Okay, let’s go back to the beginning Roy, because Antal was formed just after a recession, so my story starts from an entrepreneurial point of view – and I like to think of myself as an entrepreneur, as well as a recruiter.

I was a good recruiter when I was a consultant at desk level, but I wasn’t the best. But what was really inspiring for me, was the idea of being able to set up my own business in recruitment.

When I saw what was happening in central and eastern Europe, in the early 90’s, I said to my then bosses, Graham Palfrey-Smith and Laurence Smith, “We should open offices abroad.” That was 1989 and their response to that was to send me to Bristol!

However that didn’t dampen my spirit of wanting to do this international work; something along international audit work at the time. I realised the European Economic Community, was relaxing the working descriptions for employment conditions for European members.
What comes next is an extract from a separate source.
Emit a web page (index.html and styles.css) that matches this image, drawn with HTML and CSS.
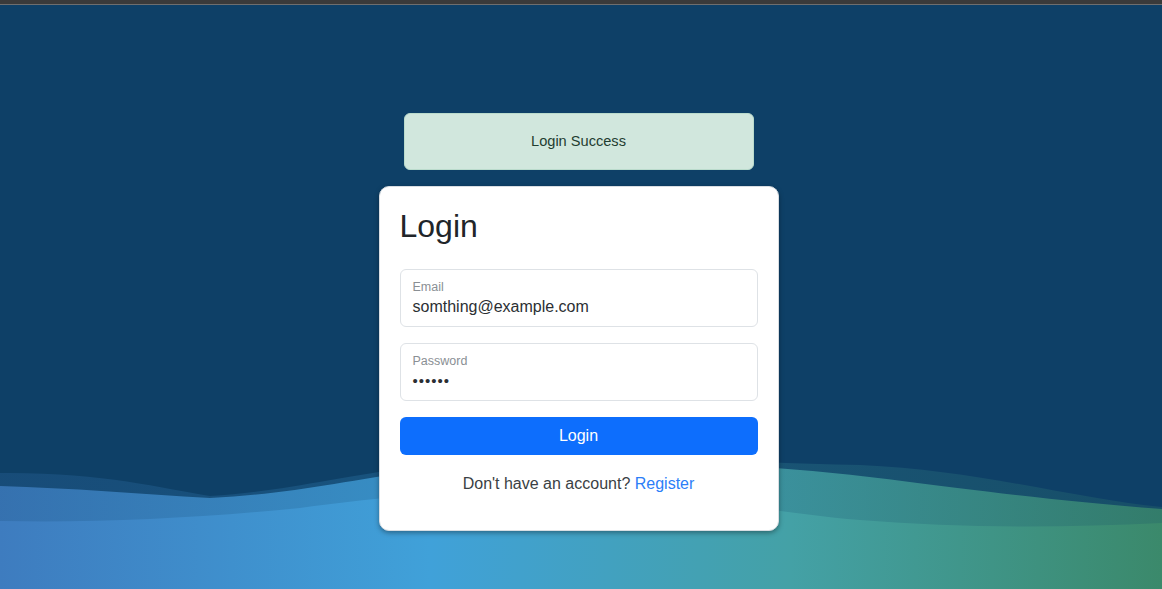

I thought this was going to lead to an explosion of professionals going abroad to further their careers, and coming here to further their careers: Germans, French, Italians, Spanish.

And you know what, Roy? I was completely wrong. It didn’t happen. It didn’t happen in the way that I thought it was going to happen, but what happened instead, we went into a recession in 1990.

Just before that, the Berlin wall came down in 1989, remember those pictures on CNN? People standing on the wall, waving German flags to German unification. A monumental time. But at the time, I had no idea what personal impact it would have on my life.

Just three years later I saw this evolving market, and the truth of the matter Roy, was that I was sick and tired of coming up against Michael Page, and Hays, and Extra, and all the usual suspects in our industry. And I thought, “You know what I’ll do, I will go somewhere they’re not.”

So in 1992/93, I was reading in the Financial Times about Coca-Cola buying a plant in Poznan and redeveloping it. Mars Masterfoods were investing $420,000,000.00 in Stupino in southwest Moscow.

And that is where my eureka moment came.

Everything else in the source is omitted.